- _What is needed_: Using the listing below, report all lines holding the word "components".

- _Dataset extract_:

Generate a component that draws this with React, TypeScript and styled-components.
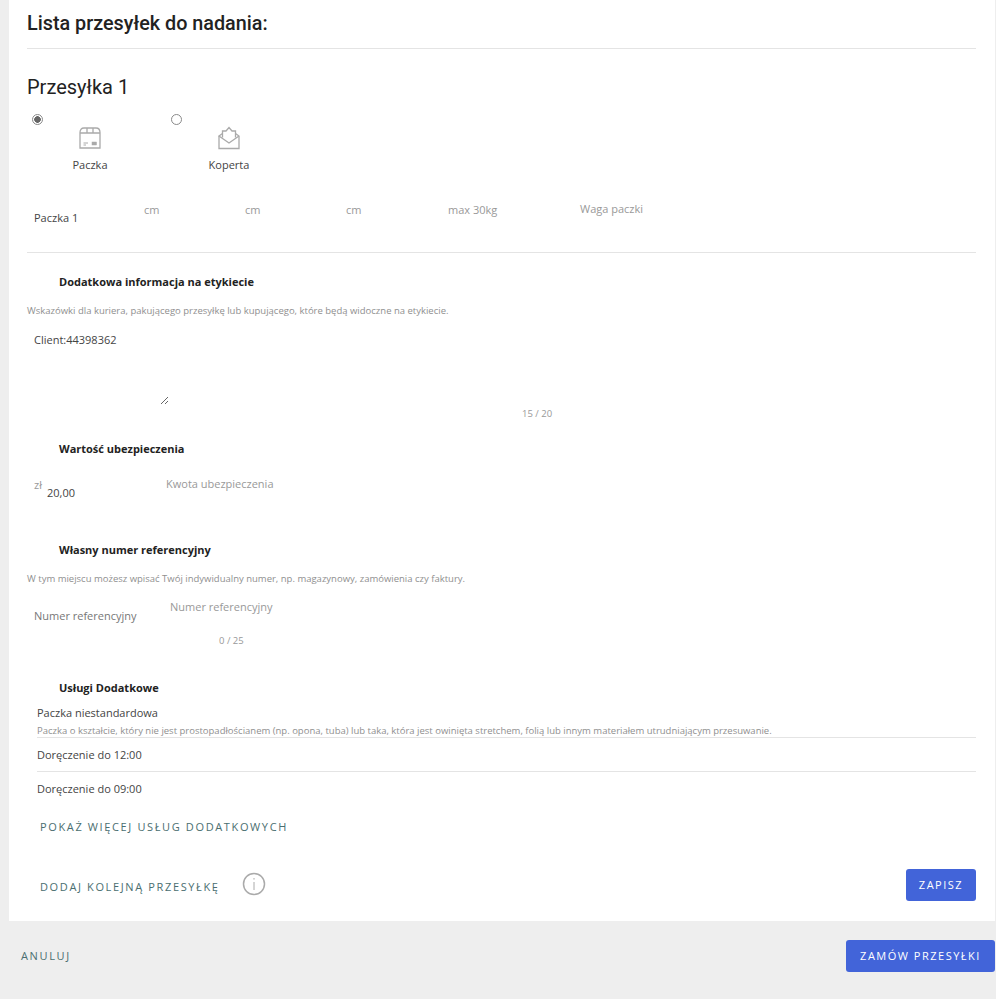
import React from "react";
import styled, { createGlobalStyle } from "styled-components";

const GlobalStyle = createGlobalStyle`
  html, body {
    margin: 0;
    padding: 0;
    background: #eeeeee;
    font-family: "Open Sans", "Liberation Sans", sans-serif;
    color: #333;
    overflow: hidden;
  }
  * { box-sizing: border-box; }
`;

const Page = styled.div`
  width: 996px;
  height: 999px;
  padding-left: 9px;
  background: #eeeeee;
`;

const Card = styled.main`
  width: 986px;
  height: 921px;
  padding: 0 19px 0 18px;
  background: #fff;
`;

const ListTitle = styled.h1`
  height: 49px;
  margin: 0;
  border-bottom: 1px solid #e4e4e4;
  font: 500 19.8px/47px Roboto, sans-serif;
  color: #222;
`;

const ShipmentTitle = styled.h2`
  height: 50px;
  margin: 13px 0 0;
  font: 400 20px/50px Roboto, sans-serif;
  color: #222;
`;

const TypeRow = styled.div`
  display: flex;
  height: 88px;
  padding: 2px 0 0 5px;
`;

const TypeOption = styled.label`
  display: block;
  width: 139px;
`;

const Radio = styled.input.attrs({ type: "radio", name: "type" })`
  appearance: none;
  display: block;
  width: 11px;
  height: 11px;
  margin: 0;
  border: 1px solid #8a8a8a;
  border-radius: 50%;
  background: #fff;

  &:checked {
    background: radial-gradient(circle, #666 0 3px, #fff 3.6px);
  }
`;

const TypeBody = styled.div`
  display: flex;
  flex-direction: column;
  align-items: center;
  width: 116px;
  margin-top: 1px;
  gap: 7px;
  font-size: 11px;
  line-height: 16px;
  color: #444;

  svg {
    display: block;
  }
`;

const DimensionRow = styled.div`
  display: flex;
  height: 53px;
  padding-left: 7px;
  border-bottom: 1px solid #e4e4e4;
`;

const Cell = styled.span<{ $width: number; $top: number; $color?: string }>`
  flex: none;
  width: ${(p) => p.$width}px;
  margin-top: ${(p) => p.$top}px;
  font-size: 11px;
  line-height: 16px;
  white-space: nowrap;
  color: ${(p) => p.$color ?? "#444"};
`;

const SectionTitle = styled.h3<{ $top: number }>`
  margin: ${(p) => p.$top}px 0 0;
  padding-left: 32px;
  font-size: 11px;
  font-weight: 700;
  line-height: 16px;
  color: #222;
`;

const Hint = styled.p`
  margin: 15px 0 0;
  font-size: 9.5px;
  line-height: 12px;
  white-space: nowrap;
  color: #8f8f8f;
`;

const NoteArea = styled.textarea`
  display: block;
  width: 142px;
  height: 80px;
  margin-top: 8px;
  padding: 7px;
  border: none;
  outline: none;
  font: 11px/16px "Open Sans", sans-serif;
  color: #444;
  background: transparent;
`;

const Counter = styled.div<{ $left: number; $top: number }>`
  margin-top: ${(p) => p.$top}px;
  padding-left: ${(p) => p.$left}px;
  font-size: 9.5px;
  line-height: 14px;
  color: #999;
`;

const InsuranceRow = styled.div`
  display: flex;
  height: 65px;
  padding-left: 7px;
`;

const ReferenceRow = styled.div`
  display: flex;
  height: 34px;
  margin-top: 14px;
  padding-left: 7px;
`;

const ServiceList = styled.div`
  padding-left: 10px;
`;

const ServiceRow = styled.div<{ $last?: boolean }>`
  padding: 9px 0 ${(p) => (p.$last ? 0 : 8)}px;
  border-bottom: ${(p) => (p.$last ? "none" : "1px solid #e4e4e4")};
  font-size: 11px;
  line-height: 16px;
  color: #444;
`;

const ServiceHint = styled.div`
  margin: 4px 0 -8px;
  font-size: 9.5px;
  line-height: 12px;
  white-space: nowrap;
  color: #8f8f8f;
`;

const TextLink = styled.a<{ $top?: number; $left?: number }>`
  display: block;
  margin: ${(p) => p.$top ?? 0}px 0 0 ${(p) => p.$left ?? 0}px;
  font-size: 11px;
  line-height: 16px;
  letter-spacing: 1.63px;
  white-space: nowrap;
  color: #4a6e70;
`;

const FooterRow = styled.div`
  display: flex;
  align-items: center;
  height: 32px;
  margin-top: 34px;
  padding-left: 13px;
`;

const AddLink = styled(TextLink)`
  margin-top: 4px;
`;

const InfoIcon = styled.svg`
  margin: -2px auto 0 22px;
`;

const PrimaryButton = styled.button<{ $width: number }>`
  width: ${(p) => p.$width}px;
  height: 32px;
  padding: 0;
  border: none;
  border-radius: 3px;
  background: #4264d9;
  font: 500 11px/32px "Open Sans", sans-serif;
  letter-spacing: 1.5px;
  color: #fff;
`;

const BottomBar = styled.footer`
  display: flex;
  justify-content: space-between;
  height: 78px;
  margin-left: -9px;
  padding: 19px 1px 0 21px;
`;

const CancelLink = styled(TextLink)`
  line-height: 32px;
`;

const MUTED = "#999";

function BoxIcon() {
  return (
    <svg width="24" height="24" viewBox="0 0 24 24" fill="none" stroke="#aaa" strokeWidth="1.3">
      <path d="M2 6.5 C2 3.5 3.5 2 6 2 H18 C20.5 2 22 3.5 22 6.5 V22 H2 Z" />
      <path d="M2 7 H22 M9 2 V7 M15 2 V7" />
      <path d="M5.5 17 H10 M5.5 19 H8" strokeWidth="1" />
      <rect x="14" y="16" width="4.5" height="3" fill="#aaa" strokeWidth="0.5" />
    </svg>
  );
}

function EnvelopeIcon() {
  return (
    <svg width="24" height="24" viewBox="0 0 24 24" fill="none" stroke="#aaa" strokeWidth="1.3">
      <path d="M2 10 V22.5 H22 V10 L18.5 7.5" />
      <path d="M5.5 7.5 L2 10 L12 17 L22 10" />
      <path d="M5.5 11.5 V5 H9 L12 1.5 L15 5 H18.5 V11.5" />
    </svg>
  );
}

export default function App() {
  return (
    <>
      <GlobalStyle />
      <Page>
        <Card>
          <ListTitle>Lista przesyłek do nadania:</ListTitle>
          <ShipmentTitle>Przesyłka 1</ShipmentTitle>
          <TypeRow>
            <TypeOption>
              <Radio defaultChecked />
              <TypeBody>
                <BoxIcon />
                Paczka
              </TypeBody>
            </TypeOption>
            <TypeOption>
              <Radio />
              <TypeBody>
                <EnvelopeIcon />
                Koperta
              </TypeBody>
            </TypeOption>
          </TypeRow>
          <DimensionRow>
            <Cell $width={110} $top={10}>Paczka 1</Cell>
            <Cell $width={101} $top={2} $color={MUTED}>cm</Cell>
            <Cell $width={101} $top={2} $color={MUTED}>cm</Cell>
            <Cell $width={102} $top={2} $color={MUTED}>cm</Cell>
            <Cell $width={132} $top={2} $color={MUTED}>max 30kg</Cell>
            <Cell $width={100} $top={1} $color={MUTED}>Waga paczki</Cell>
          </DimensionRow>

          <SectionTitle $top={21}>Dodatkowa informacja na etykiecie</SectionTitle>
          <Hint>Wskazówki dla kuriera, pakującego przesyłkę lub kupującego, które będą widoczne na etykiecie.</Hint>
          <NoteArea defaultValue="Client:44398362" />
          <Counter $left={495} $top={2}>15 / 20</Counter>

          <SectionTitle $top={20}>Wartość ubezpieczenia</SectionTitle>
          <InsuranceRow>
            <Cell $width={13} $top={20} $color={MUTED}>zł</Cell>
            <Cell $width={119} $top={28}>20,00</Cell>
            <Cell $width={130} $top={19} $color={MUTED}>Kwota ubezpieczenia</Cell>
          </InsuranceRow>

          <SectionTitle $top={20}>Własny numer referencyjny</SectionTitle>
          <Hint>W tym miejscu możesz wpisać Twój indywidualny numer, np. magazynowy, zamówienia czy faktury.</Hint>
          <ReferenceRow>
            <Cell $width={136} $top={9} $color="#777">Numer referencyjny</Cell>
            <Cell $width={120} $top={0} $color={MUTED}>Numer referencyjny</Cell>
          </ReferenceRow>
          <Counter $left={192} $top={1}>0 / 25</Counter>

          <SectionTitle $top={32}>Usługi Dodatkowe</SectionTitle>
          <ServiceList>
            <ServiceRow>
              Paczka niestandardowa
              <ServiceHint>
                Paczka o kształcie, który nie jest prostopadłościanem (np. opona, tuba) lub taka, która jest owinięta stretchem, folią lub innym materiałem utrudniającym przesuwanie.
              </ServiceHint>
            </ServiceRow>
            <ServiceRow>Doręczenie do 12:00</ServiceRow>
            <ServiceRow $last>Doręczenie do 09:00</ServiceRow>
          </ServiceList>
          <TextLink $top={22} $left={13}>POKAŻ WIĘCEJ USŁUG DODATKOWYCH</TextLink>

          <FooterRow>
            <AddLink>DODAJ KOLEJNĄ PRZESYŁKĘ</AddLink>
            <InfoIcon width="24" height="24" viewBox="0 0 24 24" fill="none" stroke="#aaa">
              <circle cx="12" cy="12" r="10.5" strokeWidth="1.5" />
              <path d="M12 10 V18 M12 6 V7.6" strokeWidth="1" />
            </InfoIcon>
            <PrimaryButton $width={70}>ZAPISZ</PrimaryButton>
          </FooterRow>
        </Card>
        <BottomBar>
          <CancelLink>ANULUJ</CancelLink>
          <PrimaryButton $width={149}>ZAMÓW PRZESYŁKI</PrimaryButton>
        </BottomBar>
      </Page>
    </>
  );
}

- _Full answer_:
Generate a component that draws this with React, TypeScript and styled-components.
import styled, { createGlobalStyle } from "styled-components";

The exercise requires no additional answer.